Write the data below out exactly as it stands. Do not include the pictures.

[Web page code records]
+-------+

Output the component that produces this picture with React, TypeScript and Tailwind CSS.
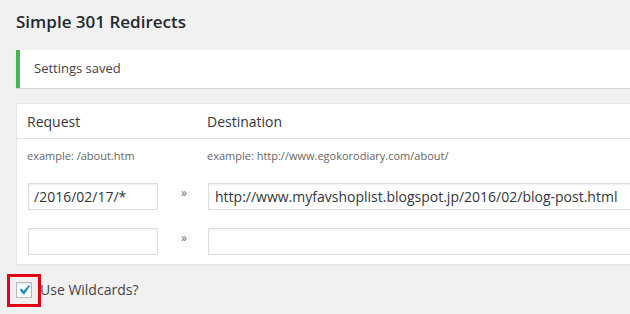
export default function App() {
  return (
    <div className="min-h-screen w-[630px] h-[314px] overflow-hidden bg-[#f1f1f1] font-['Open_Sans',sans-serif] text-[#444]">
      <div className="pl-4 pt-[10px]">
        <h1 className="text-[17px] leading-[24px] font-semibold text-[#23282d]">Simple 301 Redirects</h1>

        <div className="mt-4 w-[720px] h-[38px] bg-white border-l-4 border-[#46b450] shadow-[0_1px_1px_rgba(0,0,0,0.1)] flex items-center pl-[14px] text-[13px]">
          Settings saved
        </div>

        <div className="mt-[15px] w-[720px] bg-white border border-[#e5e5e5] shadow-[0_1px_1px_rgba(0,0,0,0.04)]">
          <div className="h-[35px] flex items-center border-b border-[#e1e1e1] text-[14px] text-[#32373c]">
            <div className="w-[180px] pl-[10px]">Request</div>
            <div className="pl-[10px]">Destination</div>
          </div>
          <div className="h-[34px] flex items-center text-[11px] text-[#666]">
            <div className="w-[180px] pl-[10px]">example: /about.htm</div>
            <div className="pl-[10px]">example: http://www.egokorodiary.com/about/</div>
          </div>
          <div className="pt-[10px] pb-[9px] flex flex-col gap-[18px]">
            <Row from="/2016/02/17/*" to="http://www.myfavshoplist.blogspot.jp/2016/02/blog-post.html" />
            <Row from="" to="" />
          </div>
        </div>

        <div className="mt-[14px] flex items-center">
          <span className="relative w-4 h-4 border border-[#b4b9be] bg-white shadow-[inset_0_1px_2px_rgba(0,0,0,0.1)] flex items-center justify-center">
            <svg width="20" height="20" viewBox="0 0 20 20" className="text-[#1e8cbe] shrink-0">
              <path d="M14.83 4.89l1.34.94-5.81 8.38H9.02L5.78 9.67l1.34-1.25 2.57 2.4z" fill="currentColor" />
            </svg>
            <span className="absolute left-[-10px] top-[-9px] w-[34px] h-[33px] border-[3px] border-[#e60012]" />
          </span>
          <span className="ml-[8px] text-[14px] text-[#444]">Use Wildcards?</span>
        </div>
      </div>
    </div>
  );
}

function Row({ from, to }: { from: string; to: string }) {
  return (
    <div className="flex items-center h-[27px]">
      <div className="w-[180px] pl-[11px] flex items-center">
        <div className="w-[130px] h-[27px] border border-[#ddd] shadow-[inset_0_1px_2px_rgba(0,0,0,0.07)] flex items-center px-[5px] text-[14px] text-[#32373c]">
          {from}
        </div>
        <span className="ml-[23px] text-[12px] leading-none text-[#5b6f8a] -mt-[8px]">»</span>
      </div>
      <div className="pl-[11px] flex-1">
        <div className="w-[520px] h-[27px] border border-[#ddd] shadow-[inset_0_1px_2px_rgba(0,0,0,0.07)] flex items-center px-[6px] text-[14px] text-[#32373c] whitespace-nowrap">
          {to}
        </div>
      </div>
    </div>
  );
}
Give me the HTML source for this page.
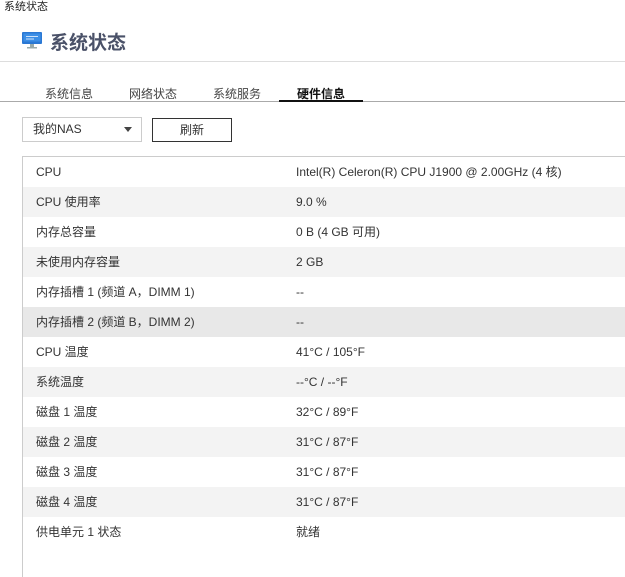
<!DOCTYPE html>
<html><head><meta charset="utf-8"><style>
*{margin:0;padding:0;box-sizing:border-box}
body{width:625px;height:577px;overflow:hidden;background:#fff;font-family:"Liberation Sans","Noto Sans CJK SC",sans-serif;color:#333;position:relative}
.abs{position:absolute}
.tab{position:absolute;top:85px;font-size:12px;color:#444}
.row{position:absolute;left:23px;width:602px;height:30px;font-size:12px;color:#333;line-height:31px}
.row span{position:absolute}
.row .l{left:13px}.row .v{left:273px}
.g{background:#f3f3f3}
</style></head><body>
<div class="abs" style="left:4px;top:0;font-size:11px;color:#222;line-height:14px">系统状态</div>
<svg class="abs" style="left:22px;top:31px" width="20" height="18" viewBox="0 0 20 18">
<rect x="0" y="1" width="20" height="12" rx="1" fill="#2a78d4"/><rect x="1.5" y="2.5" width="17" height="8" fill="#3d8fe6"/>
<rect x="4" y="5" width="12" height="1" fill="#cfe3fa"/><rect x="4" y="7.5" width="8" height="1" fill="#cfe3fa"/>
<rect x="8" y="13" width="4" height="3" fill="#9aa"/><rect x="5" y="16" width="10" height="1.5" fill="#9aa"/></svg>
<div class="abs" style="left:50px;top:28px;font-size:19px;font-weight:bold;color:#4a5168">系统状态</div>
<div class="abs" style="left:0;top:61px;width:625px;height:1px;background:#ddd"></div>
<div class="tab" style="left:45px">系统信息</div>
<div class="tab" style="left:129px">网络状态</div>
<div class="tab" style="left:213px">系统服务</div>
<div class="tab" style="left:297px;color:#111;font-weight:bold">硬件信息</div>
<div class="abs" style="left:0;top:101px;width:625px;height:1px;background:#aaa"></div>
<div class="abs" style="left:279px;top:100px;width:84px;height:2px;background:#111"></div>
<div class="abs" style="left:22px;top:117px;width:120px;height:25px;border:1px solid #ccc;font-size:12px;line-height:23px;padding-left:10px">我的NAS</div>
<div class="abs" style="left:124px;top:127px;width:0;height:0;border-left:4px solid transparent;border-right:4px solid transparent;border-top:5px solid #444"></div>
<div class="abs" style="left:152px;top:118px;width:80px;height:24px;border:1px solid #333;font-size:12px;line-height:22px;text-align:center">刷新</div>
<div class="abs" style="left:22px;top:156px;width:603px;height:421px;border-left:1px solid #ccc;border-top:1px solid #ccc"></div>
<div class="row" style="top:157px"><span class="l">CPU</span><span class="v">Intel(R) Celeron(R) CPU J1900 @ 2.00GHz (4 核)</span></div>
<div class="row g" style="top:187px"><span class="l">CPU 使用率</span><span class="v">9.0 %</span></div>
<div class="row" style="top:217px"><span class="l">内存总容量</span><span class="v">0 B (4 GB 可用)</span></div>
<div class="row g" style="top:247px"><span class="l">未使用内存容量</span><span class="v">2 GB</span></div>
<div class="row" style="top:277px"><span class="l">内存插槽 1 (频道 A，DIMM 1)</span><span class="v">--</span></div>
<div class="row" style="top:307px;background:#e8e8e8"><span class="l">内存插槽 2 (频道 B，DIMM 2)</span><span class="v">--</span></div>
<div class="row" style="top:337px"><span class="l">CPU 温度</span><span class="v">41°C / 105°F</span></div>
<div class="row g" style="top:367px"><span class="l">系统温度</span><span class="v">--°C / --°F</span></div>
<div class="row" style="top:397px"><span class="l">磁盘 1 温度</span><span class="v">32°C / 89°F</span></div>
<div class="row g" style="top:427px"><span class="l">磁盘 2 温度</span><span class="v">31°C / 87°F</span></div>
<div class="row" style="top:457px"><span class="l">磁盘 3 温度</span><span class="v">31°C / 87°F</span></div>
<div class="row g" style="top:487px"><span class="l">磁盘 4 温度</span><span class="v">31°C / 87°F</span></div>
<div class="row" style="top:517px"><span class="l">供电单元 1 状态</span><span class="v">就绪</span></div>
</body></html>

+-------+

Task response —
Output the component that produces this picture with React, TypeScript and Tailwind CSS.
export default function App() {
  return (
    <div className="min-h-screen w-[630px] h-[314px] overflow-hidden bg-[#f1f1f1] font-['Open_Sans',sans-serif] text-[#444]">
      <div className="pl-4 pt-[10px]">
        <h1 className="text-[17px] leading-[24px] font-semibold text-[#23282d]">Simple 301 Redirects</h1>

        <div className="mt-4 w-[720px] h-[38px] bg-white border-l-4 border-[#46b450] shadow-[0_1px_1px_rgba(0,0,0,0.1)] flex items-center pl-[14px] text-[13px]">
          Settings saved
        </div>

        <div className="mt-[15px] w-[720px] bg-white border border-[#e5e5e5] shadow-[0_1px_1px_rgba(0,0,0,0.04)]">
          <div className="h-[35px] flex items-center border-b border-[#e1e1e1] text-[14px] text-[#32373c]">
            <div className="w-[180px] pl-[10px]">Request</div>
            <div className="pl-[10px]">Destination</div>
          </div>
          <div className="h-[34px] flex items-center text-[11px] text-[#666]">
            <div className="w-[180px] pl-[10px]">example: /about.htm</div>
            <div className="pl-[10px]">example: http://www.egokorodiary.com/about/</div>
          </div>
          <div className="pt-[10px] pb-[9px] flex flex-col gap-[18px]">
            <Row from="/2016/02/17/*" to="http://www.myfavshoplist.blogspot.jp/2016/02/blog-post.html" />
            <Row from="" to="" />
          </div>
        </div>

        <div className="mt-[14px] flex items-center">
          <span className="relative w-4 h-4 border border-[#b4b9be] bg-white shadow-[inset_0_1px_2px_rgba(0,0,0,0.1)] flex items-center justify-center">
            <svg width="20" height="20" viewBox="0 0 20 20" className="text-[#1e8cbe] shrink-0">
              <path d="M14.83 4.89l1.34.94-5.81 8.38H9.02L5.78 9.67l1.34-1.25 2.57 2.4z" fill="currentColor" />
            </svg>
            <span className="absolute left-[-10px] top-[-9px] w-[34px] h-[33px] border-[3px] border-[#e60012]" />
          </span>
          <span className="ml-[8px] text-[14px] text-[#444]">Use Wildcards?</span>
        </div>
      </div>
    </div>
  );
}

function Row({ from, to }: { from: string; to: string }) {
  return (
    <div className="flex items-center h-[27px]">
      <div className="w-[180px] pl-[11px] flex items-center">
        <div className="w-[130px] h-[27px] border border-[#ddd] shadow-[inset_0_1px_2px_rgba(0,0,0,0.07)] flex items-center px-[5px] text-[14px] text-[#32373c]">
          {from}
        </div>
        <span className="ml-[23px] text-[12px] leading-none text-[#5b6f8a] -mt-[8px]">»</span>
      </div>
      <div className="pl-[11px] flex-1">
        <div className="w-[520px] h-[27px] border border-[#ddd] shadow-[inset_0_1px_2px_rgba(0,0,0,0.07)] flex items-center px-[6px] text-[14px] text-[#32373c] whitespace-nowrap">
          {to}
        </div>
      </div>
    </div>
  );
}
Give me the HTML source for this page.
<!DOCTYPE html>
<html><head><meta charset="utf-8"><style>
*{margin:0;padding:0;box-sizing:border-box}
body{width:625px;height:577px;overflow:hidden;background:#fff;font-family:"Liberation Sans","Noto Sans CJK SC",sans-serif;color:#333;position:relative}
.abs{position:absolute}
.tab{position:absolute;top:85px;font-size:12px;color:#444}
.row{position:absolute;left:23px;width:602px;height:30px;font-size:12px;color:#333;line-height:31px}
.row span{position:absolute}
.row .l{left:13px}.row .v{left:273px}
.g{background:#f3f3f3}
</style></head><body>
<div class="abs" style="left:4px;top:0;font-size:11px;color:#222;line-height:14px">系统状态</div>
<svg class="abs" style="left:22px;top:31px" width="20" height="18" viewBox="0 0 20 18">
<rect x="0" y="1" width="20" height="12" rx="1" fill="#2a78d4"/><rect x="1.5" y="2.5" width="17" height="8" fill="#3d8fe6"/>
<rect x="4" y="5" width="12" height="1" fill="#cfe3fa"/><rect x="4" y="7.5" width="8" height="1" fill="#cfe3fa"/>
<rect x="8" y="13" width="4" height="3" fill="#9aa"/><rect x="5" y="16" width="10" height="1.5" fill="#9aa"/></svg>
<div class="abs" style="left:50px;top:28px;font-size:19px;font-weight:bold;color:#4a5168">系统状态</div>
<div class="abs" style="left:0;top:61px;width:625px;height:1px;background:#ddd"></div>
<div class="tab" style="left:45px">系统信息</div>
<div class="tab" style="left:129px">网络状态</div>
<div class="tab" style="left:213px">系统服务</div>
<div class="tab" style="left:297px;color:#111;font-weight:bold">硬件信息</div>
<div class="abs" style="left:0;top:101px;width:625px;height:1px;background:#aaa"></div>
<div class="abs" style="left:279px;top:100px;width:84px;height:2px;background:#111"></div>
<div class="abs" style="left:22px;top:117px;width:120px;height:25px;border:1px solid #ccc;font-size:12px;line-height:23px;padding-left:10px">我的NAS</div>
<div class="abs" style="left:124px;top:127px;width:0;height:0;border-left:4px solid transparent;border-right:4px solid transparent;border-top:5px solid #444"></div>
<div class="abs" style="left:152px;top:118px;width:80px;height:24px;border:1px solid #333;font-size:12px;line-height:22px;text-align:center">刷新</div>
<div class="abs" style="left:22px;top:156px;width:603px;height:421px;border-left:1px solid #ccc;border-top:1px solid #ccc"></div>
<div class="row" style="top:157px"><span class="l">CPU</span><span class="v">Intel(R) Celeron(R) CPU J1900 @ 2.00GHz (4 核)</span></div>
<div class="row g" style="top:187px"><span class="l">CPU 使用率</span><span class="v">9.0 %</span></div>
<div class="row" style="top:217px"><span class="l">内存总容量</span><span class="v">0 B (4 GB 可用)</span></div>
<div class="row g" style="top:247px"><span class="l">未使用内存容量</span><span class="v">2 GB</span></div>
<div class="row" style="top:277px"><span class="l">内存插槽 1 (频道 A，DIMM 1)</span><span class="v">--</span></div>
<div class="row" style="top:307px;background:#e8e8e8"><span class="l">内存插槽 2 (频道 B，DIMM 2)</span><span class="v">--</span></div>
<div class="row" style="top:337px"><span class="l">CPU 温度</span><span class="v">41°C / 105°F</span></div>
<div class="row g" style="top:367px"><span class="l">系统温度</span><span class="v">--°C / --°F</span></div>
<div class="row" style="top:397px"><span class="l">磁盘 1 温度</span><span class="v">32°C / 89°F</span></div>
<div class="row g" style="top:427px"><span class="l">磁盘 2 温度</span><span class="v">31°C / 87°F</span></div>
<div class="row" style="top:457px"><span class="l">磁盘 3 温度</span><span class="v">31°C / 87°F</span></div>
<div class="row g" style="top:487px"><span class="l">磁盘 4 温度</span><span class="v">31°C / 87°F</span></div>
<div class="row" style="top:517px"><span class="l">供电单元 1 状态</span><span class="v">就绪</span></div>
</body></html>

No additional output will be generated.